(Original article: Shrinking chips, shrinking revenue By Brooke Crothers on Year in Review.)
The year began with a bang. Atomic in scale.
Intel rolled out the tiny Atom processor, launching the Netbook phenomenon. This is not your father’s PC processor: it’s very small and not particularly fast, but it’s very power-efficient. The mini notebooks, known as Netbooks, typically weigh less than three pounds and have screens under 11 inches diagonally.
Netbooks also signaled the arrival of the solid-state drive–faster, quieter, and cooler than the longstanding staple of PC storage, the hard disk drive. This also brought some extra scrutiny about the reliability of SSDs. The first high-profile use of a solid-state drive was the MacBook Air, launched in January.
Expanding on the “smaller is better” theme, Intel introduced its Centrino 2 brand, built on a 45-nanometer Penryn process with improved power efficiency.
While Advanced Micro Devices shrank chip geometries, it also focused on reducing the size of the company because of missteps and the consequent financial shortfalls. Emblematic of growing financial strains, AMD was losing the processor war to Intel. But not all was lost. Its ATI unit made gains on rival Nvidia in graphics chips.

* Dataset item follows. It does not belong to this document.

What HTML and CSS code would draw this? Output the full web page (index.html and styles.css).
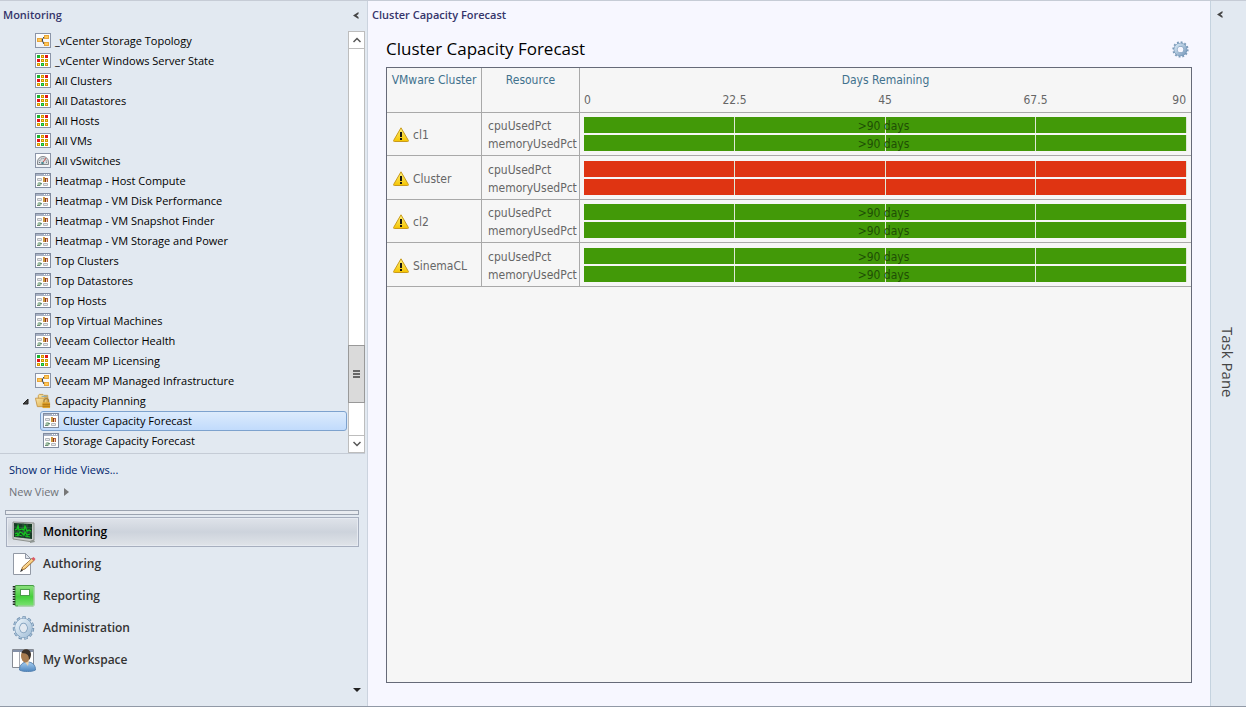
FILE: index.html
```html
<!DOCTYPE html>
<html lang="en">
<head>
<meta charset="utf-8">
<title>Cluster Capacity Forecast</title>
<link rel="stylesheet" href="styles.css">
</head>
<body>
<svg class="defs" aria-hidden="true">
  <defs>
    <linearGradient id="g-frame" x2="0" y2="1"><stop offset="0" stop-color="#fff"/><stop offset="1" stop-color="#eef1f6"/></linearGradient>
    <linearGradient id="g-warn" x2="0" y2="1"><stop offset="0" stop-color="#fff27a"/><stop offset="1" stop-color="#f5c400"/></linearGradient>
    <linearGradient id="g-folder" x2="1" y2="1"><stop offset="0" stop-color="#fbe7ac"/><stop offset="1" stop-color="#dcae4a"/></linearGradient>
    <linearGradient id="g-gear" x2="1" y2="1"><stop offset="0" stop-color="#d3e4f2"/><stop offset="1" stop-color="#7f9fc0"/></linearGradient>
    <linearGradient id="g-cog" x2="1" y2="1"><stop offset="0" stop-color="#e6f0f8"/><stop offset="1" stop-color="#a9c3da"/></linearGradient>
    <linearGradient id="g-book" x2="0" y2="1"><stop offset="0" stop-color="#8de07f"/><stop offset=".55" stop-color="#45cf3c"/><stop offset="1" stop-color="#7be372"/></linearGradient>
    <linearGradient id="g-person" x2="0" y2="1"><stop offset="0" stop-color="#a6cdf0"/><stop offset="1" stop-color="#4e86bf"/></linearGradient>
    <symbol id="i-topology" viewBox="0 0 16 16">
      <rect x=".5" y=".5" width="15" height="14" fill="url(#g-frame)" stroke="#8b95a8"/>
      <path d="M6 7h2M11 4H9L7 7l2 4h2" fill="none" stroke="#2b2b2b"/>
      <g fill="#ffc95c" stroke="#e8a63a"><rect x="2.500" y="5.500" width="4" height="3"/><rect x="9.500" y="2.500" width="4" height="3"/><rect x="9.500" y="9.500" width="4" height="3"/></g>
    </symbol>
    <symbol id="i-state" viewBox="0 0 16 16">
      <rect x=".5" y=".5" width="15" height="14" fill="#fff" stroke="#8b95a8"/>
      <path d="M2 2h3v3H2zM6 10h3v3H6z" fill="#18b52c"/><path d="M10 2h3v3h-3zM2 6h3v3H2z" fill="#e31515"/>
      <path d="M6 2h3v3H6zM6 6h3v3H6zM10 6h3v3h-3zM2 10h3v3H2zM10 10h3v3h-3z" fill="#cf9400"/>
      <path d="M7 3h1v1H7zM7 7h1v1H7zM11 7h1v1h-1zM3 11h1v1H3zM11 11h1v1h-1z" fill="#ffe34a"/>
      <path d="M7 11h1v1H7z" fill="#68e070"/>
    </symbol>
    <symbol id="i-gauge" viewBox="0 0 16 16">
      <rect x=".5" y=".5" width="15" height="14" fill="url(#g-frame)" stroke="#8b95a8"/>
      <path d="M2.500 11.500V9a5.500 5.500 0 0 1 11 0v2.500z" fill="#d9dcdf" stroke="#85898e"/>
      <path d="M4.500 10V9a3.500 3.500 0 0 1 7 0v1" fill="none" stroke="#66727c" stroke-dasharray="1 1"/>
      <path d="M7.500 10 11 5" stroke="#d0524c"/><circle cx="7.500" cy="10" r="1.300" fill="#4d8a92"/>
    </symbol>
    <symbol id="i-dash" viewBox="0 0 16 16">
      <rect x=".5" y=".5" width="15" height="14" fill="#fff" stroke="#808b9f"/>
      <path d="M1 1h14v2H1z" fill="#a8b2c4"/><path d="M9 1h1v1H9zM11 1h1v1h-1zM13 1h1v1h-1z" fill="#fff"/>
      <path d="M2.500 5.500h4v2h-4zM8.500 10.500h4v2h-4z" fill="#eee" stroke="#b5b8bd"/>
      <path d="M8 4h2v5H8z" fill="#c9973c"/><path d="M10 5h1v4h-1z" fill="#8a3420"/><path d="M11 5h2v4h-2z" fill="#b9623f"/><path d="M11 6h1v3h-1z" fill="#f0cfae"/>
      <ellipse cx="4.500" cy="11" rx="2.200" ry="1.900" fill="#9dbca1"/><path d="M2 12h3v1H2zM5 10h2v1H5z" fill="#6c8f73"/>
    </symbol>
    <symbol id="i-folder" viewBox="0 0 17 17">
      <path d="M3.500 13.500v-11l1-1h4l1 1h4v8" fill="#f6dc97" stroke="#c99d4c"/><path d="M7 3h6v1H7z" fill="#6ba0c8"/>
      <path d="M.5 5.500h9l1-1h3l-1.500 10H2.500z" fill="url(#g-folder)" stroke="#c9994a"/>
      <path d="M9.500 10V8.500a2.500 2.500 0 0 1 5 0V10" fill="none" stroke="#a8823c" stroke-width="1.400"/>
      <path d="M8 10h8v6H8z" fill="#e2a52c"/><path d="M8 12h8M8 14h8" stroke="#a76e10"/>
    </symbol>
    <symbol id="i-warn" viewBox="0 0 16 16">
      <path d="M8 .8 15.400 13.500a.8.800 0 0 1-.8 1H1.400a.8.800 0 0 1-.8-1z" fill="url(#g-warn)" stroke="#c99a1c"/>
      <path d="M7 5h2v5H7zM7 11h2v2H7z" fill="#1c1a12"/>
    </symbol>
    <symbol id="i-gear" viewBox="0 0 24 24">
      <circle cx="12" cy="12" r="10" fill="none" stroke="#7d9cba" stroke-width="3" stroke-dasharray="2.600 2.636"/>
      <circle cx="12" cy="12" r="6.700" fill="none" stroke="#6e90b2" stroke-width="6"/>
      <circle cx="12" cy="12" r="6.700" fill="none" stroke="url(#g-gear)" stroke-width="4.500"/>
      <circle cx="12" cy="12" r="4" fill="#f7f7ff"/>
    </symbol>
    <symbol id="i-cog" viewBox="0 0 24 24">
      <ellipse cx="11.500" cy="12" rx="9" ry="10" fill="none" stroke="#6687a8" stroke-width="3.400" stroke-dasharray="3.200 2.230"/>
      <ellipse cx="11.500" cy="12" rx="9" ry="10" fill="none" stroke="#b4cce0" stroke-width="2" stroke-dasharray="2.400 3.030" stroke-dashoffset="-.4"/>
      <ellipse cx="11.500" cy="12" rx="6.300" ry="7.300" fill="none" stroke="#6f92b3" stroke-width="5.500"/>
      <ellipse cx="11.500" cy="12" rx="6.300" ry="7.300" fill="none" stroke="url(#g-cog)" stroke-width="4.300"/>
    </symbol>
    <symbol id="i-monitor" viewBox="0 0 24 24">
      <path d="M1 2l21 1v17l-4 1.500L1 19z" fill="#c8cbc8" stroke="#8d918e"/><path d="M2 3l18 1v15L2 17z" fill="#173b26"/>
      <path d="M2 7l18 1M2 12h18M6 3v14M11 3v15M15 4v14" stroke="#3c6a4c" stroke-width=".7"/>
      <path d="M3 10l2-1 1-3 1 4 3-1 2 1 1-4 2 5 2-1 2 1M3 14l2-1 1 2 2-3 2 1 2 2 1-3 2 3 3-1" fill="none" stroke="#14c91f" stroke-width="1.300"/>
      <path d="M3 16l4-1 3 1M13 16l5 1" stroke="#14c91f" fill="none"/>
      <path d="M18 21l4-1 1 2-5 1z" fill="#8f9693"/>
    </symbol>
    <symbol id="i-author" viewBox="0 0 24 24">
      <path d="M1.500 1.500h12l5 5v16h-17z" fill="#fff" stroke="#9299a5"/><path d="M13.500 1.500v5h5z" fill="#dfe4ec" stroke="#9299a5"/>
      <path d="M9.500 18l1-3L20 6.500l2 2-9 8.500z" fill="#f6c878" stroke="#8b5b21" stroke-width=".8"/><path d="M11 16l9-8.500" stroke="#ffe6ac"/>
      <path d="M19.500 6.500l2-1.500 2 2-1.500 2z" fill="#dc5965"/><path d="M8 20l1.300-3 1.700 1.700z" fill="#333"/>
    </symbol>
    <symbol id="i-report" viewBox="0 0 24 24">
      <rect x="3" y="1.500" width="19" height="20.500" rx="1" fill="url(#g-book)" stroke="#459c44"/>
      <rect x="8.500" y="5.500" width="9" height="6" fill="#fff" stroke="#4d9b4b"/>
      <path d="M2 2v20" stroke="#232c23" stroke-width="2.500" stroke-dasharray="1.500 1"/><path d="M22 3v19H6" fill="none" stroke="#c5e4c5"/>
    </symbol>
    <symbol id="i-work" viewBox="0 0 24 24">
      <path d="M.5 1.500h21v18H.5z" fill="#fff" stroke="#868b94"/><path d="M1 2h20v2H1z" fill="#8390a8"/><path d="M7.500 4v15" stroke="#a6a9b0"/>
      <path d="M7.500 22c0-5 3-8 8-8 5 0 8 3 8 8-4 2-12 2-16 0z" fill="url(#g-person)" stroke="#5884b1"/>
      <path d="M12 13h5l-1 5z" fill="#e8d1b0"/><ellipse cx="13.500" cy="8" rx="4.500" ry="6.500" fill="#a87c50"/>
      <path d="M9.500 5c1-5 9-5 9.500 1 0 3-1 5-2 6 0-4-1-7-7.500-7z" fill="#3b3129"/>
    </symbol>
  </defs>
</svg>
<div class="app">
  <aside class="nav">
    <header class="nav-head"><h2 class="pane-title">Monitoring</h2>
      <button class="collapse" aria-label="Collapse navigation"><svg width="6" height="7" viewBox="0 0 6 7"><path d="M5.500 0v2L3.500 3.500l2 1.500v2L0 3.500z" fill="#444"/></svg></button></header>
    <div class="tree-wrap">
      <ul class="tree">
        <li><button class="node"><svg class="ic"><use href="#i-topology"/></svg>_vCenter Storage Topology</button></li>
        <li><button class="node"><svg class="ic"><use href="#i-state"/></svg>_vCenter Windows Server State</button></li>
        <li><button class="node"><svg class="ic"><use href="#i-state"/></svg>All Clusters</button></li>
        <li><button class="node"><svg class="ic"><use href="#i-state"/></svg>All Datastores</button></li>
        <li><button class="node"><svg class="ic"><use href="#i-state"/></svg>All Hosts</button></li>
        <li><button class="node"><svg class="ic"><use href="#i-state"/></svg>All VMs</button></li>
        <li><button class="node"><svg class="ic"><use href="#i-gauge"/></svg>All vSwitches</button></li>
        <li><button class="node"><svg class="ic"><use href="#i-dash"/></svg>Heatmap - Host Compute</button></li>
        <li><button class="node"><svg class="ic"><use href="#i-dash"/></svg>Heatmap - VM Disk Performance</button></li>
        <li><button class="node"><svg class="ic"><use href="#i-dash"/></svg>Heatmap - VM Snapshot Finder</button></li>
        <li><button class="node"><svg class="ic"><use href="#i-dash"/></svg>Heatmap - VM Storage and Power</button></li>
        <li><button class="node"><svg class="ic"><use href="#i-dash"/></svg>Top Clusters</button></li>
        <li><button class="node"><svg class="ic"><use href="#i-dash"/></svg>Top Datastores</button></li>
        <li><button class="node"><svg class="ic"><use href="#i-dash"/></svg>Top Hosts</button></li>
        <li><button class="node"><svg class="ic"><use href="#i-dash"/></svg>Top Virtual Machines</button></li>
        <li><button class="node"><svg class="ic"><use href="#i-dash"/></svg>Veeam Collector Health</button></li>
        <li><button class="node"><svg class="ic"><use href="#i-state"/></svg>Veeam MP Licensing</button></li>
        <li><button class="node"><svg class="ic"><use href="#i-topology"/></svg>Veeam MP Managed Infrastructure</button></li>
        <li><button class="node parent"><svg class="twisty" viewBox="0 0 7 7"><path d="M6 1v5H1z" fill="#444" stroke="#222"/></svg><svg class="ic"><use href="#i-folder"/></svg>Capacity Planning</button>
          <ul class="subtree">
            <li><button class="node selected"><svg class="ic"><use href="#i-dash"/></svg>Cluster Capacity Forecast</button></li>
            <li><button class="node"><svg class="ic"><use href="#i-dash"/></svg>Storage Capacity Forecast</button></li>
          </ul>
        </li>
      </ul>
      <div class="scroll">
        <button class="scroll-btn" aria-label="Scroll up"><svg width="8" height="6" viewBox="0 0 8 6"><path d="M.5 5 4 1.500 7.500 5" fill="none" stroke="#555" stroke-width="1.500"/></svg></button>
        <div class="track"><div class="thumb"><i></i><i></i><i></i></div></div>
        <button class="scroll-btn" aria-label="Scroll down"><svg width="8" height="6" viewBox="0 0 8 6"><path d="M.5 1 4 4.500 7.500 1" fill="none" stroke="#555" stroke-width="1.500"/></svg></button>
      </div>
    </div>
    <div class="view-links">
      <a class="link" href="#views">Show or Hide Views...</a>
      <button class="new-view">New View <svg width="5" height="8" viewBox="0 0 5 8"><path d="M0 0l5 4-5 4z" fill="#777"/></svg></button>
    </div>
    <div class="splitter"></div>
    <nav class="wunderbar">
      <button class="space current"><svg class="big"><use href="#i-monitor"/></svg>Monitoring</button>
      <button class="space"><svg class="big"><use href="#i-author"/></svg>Authoring</button>
      <button class="space"><svg class="big"><use href="#i-report"/></svg>Reporting</button>
      <button class="space"><svg class="big"><use href="#i-cog"/></svg>Administration</button>
      <button class="space"><svg class="big"><use href="#i-work"/></svg>My Workspace</button>
    </nav>
    <div class="nav-foot"><button class="more" aria-label="Configure buttons"><svg width="8" height="4" viewBox="0 0 8 4"><path d="M0 0h8L4 4z" fill="#222"/></svg></button></div>
  </aside>
  <main class="main">
    <h2 class="pane-title main-title">Cluster Capacity Forecast</h2>
    <section class="widget">
      <header class="widget-head"><h1>Cluster Capacity Forecast</h1><button class="settings" aria-label="Settings"><svg class="ic-gear"><use href="#i-gear"/></svg></button></header>
      <div class="panel">
        <table class="forecast">
          <colgroup><col class="c-name"><col class="c-res"><col></colgroup>
          <thead><tr><th>VMware Cluster</th><th>Resource</th><th>Days Remaining
            <div class="axis"><span>0</span><span>22.5</span><span>45</span><span>67.5</span><span>90</span></div></th></tr></thead>
          <tbody>
            <tr><td><div class="cluster"><svg class="ic-warn"><use href="#i-warn"/></svg>cl1</div></td><td><div class="res"><span>cpuUsedPct</span><span>memoryUsedPct</span></div></td>
              <td><div class="bars"><div class="bar ok"><i></i><i></i><i></i><i></i><b>&gt;90 days</b></div><div class="bar ok"><i></i><i></i><i></i><i></i><b>&gt;90 days</b></div></div></td></tr>
            <tr><td><div class="cluster"><svg class="ic-warn"><use href="#i-warn"/></svg>Cluster</div></td><td><div class="res"><span>cpuUsedPct</span><span>memoryUsedPct</span></div></td>
              <td><div class="bars"><div class="bar bad"><i></i><i></i><i></i><i></i></div><div class="bar bad"><i></i><i></i><i></i><i></i></div></div></td></tr>
            <tr><td><div class="cluster"><svg class="ic-warn"><use href="#i-warn"/></svg>cl2</div></td><td><div class="res"><span>cpuUsedPct</span><span>memoryUsedPct</span></div></td>
              <td><div class="bars"><div class="bar ok"><i></i><i></i><i></i><i></i><b>&gt;90 days</b></div><div class="bar ok"><i></i><i></i><i></i><i></i><b>&gt;90 days</b></div></div></td></tr>
            <tr><td><div class="cluster"><svg class="ic-warn"><use href="#i-warn"/></svg>SinemaCL</div></td><td><div class="res"><span>cpuUsedPct</span><span>memoryUsedPct</span></div></td>
              <td><div class="bars"><div class="bar ok"><i></i><i></i><i></i><i></i><b>&gt;90 days</b></div><div class="bar ok"><i></i><i></i><i></i><i></i><b>&gt;90 days</b></div></div></td></tr>
          </tbody>
        </table>
      </div>
    </section>
  </main>
  <aside class="tasks">
    <button class="collapse" aria-label="Expand task pane"><svg width="6" height="7" viewBox="0 0 6 7"><path d="M5.500 0v2L3.500 3.500l2 1.500v2L0 3.500z" fill="#444"/></svg></button>
    <span class="tasks-label">Task Pane</span>
  </aside>
</div>
</body>
</html>
```
FILE: styles.css
```css
* { box-sizing: border-box; }
body { margin: 0; font: 11px/20px "Open Sans", "Noto Sans", sans-serif; color: #000; }
button { margin: 0; padding: 0; border: 0; background: none; font: inherit; color: inherit; text-align: left; }
ul { list-style: none; margin: 0; padding: 0; }
h1, h2 { margin: 0; }
svg { display: block; flex: none; }
.defs { position: absolute; width: 0; height: 0; }

.app { display: flex; min-height: 100vh; border-top: 1px solid #c6ccd6; border-bottom: 1px solid #9199a6; background: #f7f7ff; }
.pane-title { font-size: 11px; font-weight: 600; line-height: 28px; color: #35356b; }

/* Navigation pane */
.nav { display: flex; flex-direction: column; flex: none; width: 368px; background: #e2e9f1; border-right: 1px solid #cbd3de; }
.nav-head { display: flex; justify-content: space-between; align-items: center; height: 30px; padding: 0 8px 2px 3px; }
.tree-wrap { display: flex; border-bottom: 1px solid #c5ccd6; margin-right: 2px; }
.tree { flex: 1; min-width: 0; }
.node { display: flex; align-items: center; gap: 4px; width: 100%; height: 20px; padding-left: 35px; white-space: nowrap; }
.node.parent { padding-left: 22px; }
.twisty { width: 7px; height: 7px; margin-right: 2px; }
.ic { width: 16px; height: 16px; }
.subtree { padding: 0 1px 2px 40px; }
.subtree .node { padding-left: 3px; }
.subtree .selected { padding-left: 2px; border: 1px solid #7da2ce; border-radius: 3px; background: linear-gradient(#dcebfc, #c1dbfc); }
.scroll { display: flex; flex-direction: column; width: 17px; border: 1px solid #bdbdbd; background: #fff; }
.scroll-btn { display: grid; place-items: center; height: 16px; }
.track { display: flex; flex-direction: column; justify-content: flex-end; flex: 1; padding-bottom: 32px; border: solid #bdbdbd; border-width: 1px 0; }
.thumb { display: flex; flex-direction: column; align-items: center; justify-content: center; gap: 1px; height: 58px; margin: 0 -1px; border: 1px solid #999; background: #dadada; }
.thumb i { width: 7px; height: 2px; background: #666; }
.view-links { display: flex; flex-direction: column; align-items: flex-start; gap: 2px; padding: 6px 9px 8px; }
.link { color: #00246b; text-decoration: none; }
.new-view { display: flex; align-items: center; gap: 5px; color: #6f7278; }
.splitter { height: 5px; margin: 0 8px 2px 5px; border: 1px solid #9ba3b0; background: #e8ebf0; }
.wunderbar { display: flex; flex-direction: column; padding: 0 8px 0 6px; }
.space { display: flex; align-items: center; gap: 7px; height: 32px; padding-left: 6px; font-size: 12px; font-weight: 600; color: #333; }
.current { height: 30px; margin-bottom: 1px; color: #000; padding-left: 5px; border: 1px solid #a7afbf; outline: 1px solid #e6eaf1; outline-offset: -2px; background: linear-gradient(#dfe3ea, #cdd3dc 50%, #e0e4e9); }
.big { width: 24px; height: 24px; }
.nav-foot { display: flex; justify-content: flex-end; align-items: flex-end; flex: 1; padding: 0 6px 14px; }

/* Main pane */
.main { display: flex; flex-direction: column; flex: 1; min-width: 0; padding: 0 18px 23px 4px; }
.widget { display: flex; flex-direction: column; flex: 1; padding-left: 14px; }
.widget-head { display: flex; align-items: center; justify-content: space-between; height: 38px; padding: 2px 3px 0 0; }
h1 { font-size: 17px; font-weight: 400; line-height: 24px; }
.ic-gear { width: 17px; height: 17px; }
.panel { flex: 1; border: 1px solid #666a78; background: #f6f6f6; font-family: Tahoma, "DejaVu Sans Condensed", "Open Sans", sans-serif; font-size: 12px; line-height: 18px; color: #666; }
.forecast { width: 100%; table-layout: fixed; border-collapse: separate; border-spacing: 0; }
.c-name { width: 95px; }
.c-res { width: 98px; }
th, td { padding: 0; border: solid #a9a9a9; border-width: 0 1px 1px 0; vertical-align: top; }
th:last-child, td:last-child { border-right: 0; }
th { padding-top: 3px; font-weight: 400; color: #41718d; text-align: center; white-space: nowrap; }
.axis { display: grid; grid-template-columns: repeat(8, minmax(0, 1fr)); padding: 2px 5px 3px 4px; color: #666; }
.axis span { grid-column: span 2; }
.axis span:first-child { grid-column: span 1; text-align: left; }
.axis span:last-child { grid-column: span 1; text-align: right; }
td { vertical-align: middle; }
.cluster { display: flex; align-items: center; gap: 4px; padding: 2px 0 0 6px; }
.ic-warn { width: 16px; height: 16px; }
.res { display: flex; flex-direction: column; padding: 2px 0 0 6px; }
.bars { display: flex; flex-direction: column; gap: 2px; padding: 4px; }
tr:nth-child(even) .bars { padding-top: 5px; }
.bar { position: relative; display: flex; height: 16px; }
.bar i { flex: 1; border-right: 1px solid #dfe8d8; }
.ok { background: #429908; }
.bad { background: #df3412; }
.bar b { position: absolute; inset: 0; padding-right: 4px; font-weight: 400; line-height: 18px; text-align: center; color: #1f4f05; }

/* Task pane */
.tasks { display: flex; flex-direction: column; align-items: center; flex: none; width: 36px; padding-right: 2px; border-left: 1px solid #c5d3df; background: #e2e9f1; }
.tasks .collapse { align-self: flex-start; padding: 10px 0 0 6px; }
.tasks-label { flex: 1; display: flex; align-items: center; justify-content: center; writing-mode: vertical-rl; font-size: 15px; color: #444; }
```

Nvidia, not known for making small chips (but known for making very fast ones), wanted to ensure its graphics chip message was getting out and the chief executive launched into a diatribe against Intel. He alleged, in effect, that Intel makes lousy graphics silicon. But Nvidia was also on the receiving end of scathing criticism when it finally came clean about a longstanding graphics-chip defect. Hewlett-Packard, Dell, and Apple all issued warnings and fixes for laptops with the potentially defective graphics processors.
Intel, never one to shrink from competition, announced that it would enter, by 2010, the market for high-end graphics chips. The chip, code-named Larrabee, would give Nvidia and AMD something to think about. And that’s about all they could do since the chip–at least initially–was merely a paper tiger.
In October, serious revenue shrinkage began, starting with the memory chip industry. Micron Technology, the largest U.S. memory chipmaker, posted a $1.6 billion loss, and struggling SanDisk was targeted by Samsung for a buyout.
After persistent rumors, AMD finally split in two. AMD became a designer of chips, while the Foundry Company became the manufacturing arm. Abu Dhabi-based Mubadala Development Co. was slated to invest billions in the manufacturing operations.
The U.S. financial-crisis tsunami hit Silicon Valley, and its impact was felt in Asia as well. Intel saw the writing on the wall and inserted a heavy dose of caution about future revenue and the impact of the financial crisis into its third-quarter earnings statement. The fourth quarter, Intel said, could see consumers and businesses deferring purchases.
Meanwhile, Taiwan Semiconductor Manufacturing Co., the world’s largest contract manufacturer of chips, chimed in and said chip demand from PC makers was crashing.
One bright spot was an insatiable industry appetite for the Atom processor as the Netbook market grew beyond Intel forecasts.
There was a brief respite from the bad news when Intel announced its new Nehalem chip architecture in the form of the Core i7 processor. Gamers were ecstatic.
The year ended with a bang, too–as in, implosion. Chip companies will see two years of sales declines, predicts market researcher Gartner.